Zinc finger protein SNAI2 is a transcription factor that in humans is encoded by the SNAI2 gene. It promotes the differentiation and migration of certain cells and has roles in initiating gastrulation.

Function 

This gene encodes a member of the Snail superfamily of C2H2-type zinc finger transcription factors. The encoded protein acts as a transcriptional repressor that binds to E-box motifs and is also likely to repress E-cadherin transcription in breast carcinoma. This protein is involved in epithelial-mesenchymal transitions and has antiapoptotic activity. It regulates differentiation and migration of neural crest cells along with other genes (e.g. FOXD3, SOX9 and SOX10, BMPs) in embryonic life. Mutations in this gene may be associated with sporadic cases of neural tube defects.

SNAI2 downregulates expression of E-cadherin in premigratory neural crest cells; thus, SNAI2 induces tightly bound epithelial cells to break into a loose mesenchymal phenotype, allowing gastrulation of mesoderm in the developing embryo. Structurally similar to anti-apoptotic Ces-1 in C. elegans, SLUG is a negative regulator of productive cell death in the developing embryo and adults.

Clinical significance 
Widely expressed in human tissues, SLUG is most notably absent in peripheral blood leukocytes, adult liver, and both fetal and adult brain tissues.
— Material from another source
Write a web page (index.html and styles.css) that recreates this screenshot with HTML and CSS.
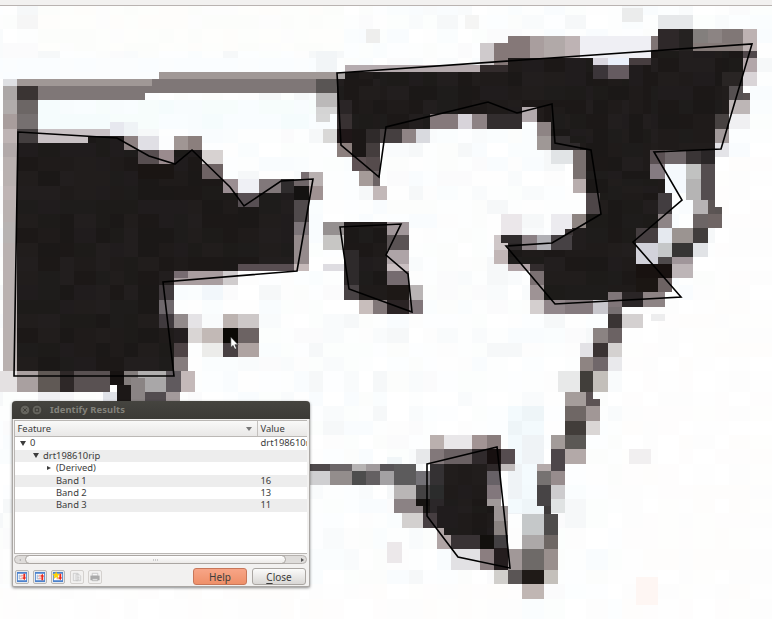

SLUG plays a role in breast carcinoma as well as leukemia by downregulation of E-cadherin, which supports mesenchymal phenotype by shifting expression from a Type I to Type II cadherin profile. Maintenance of mesenchymal phenotype enables metastasis of tumor cells, though SLUG is expressed in carcinomas regardless to invasiveness. A knockout model using chick embryos has also showed inhibition of mesodermal and neural crest delamination; chick embryo Slug gain of function appears to increase neural crest production. Mutations in Slug are associated with loss of pregnancy during gastrulation in some animals.

Interactions 
BMPs precede expression of SLUG, and are suspected as the immediate upstream inducers of gene expression.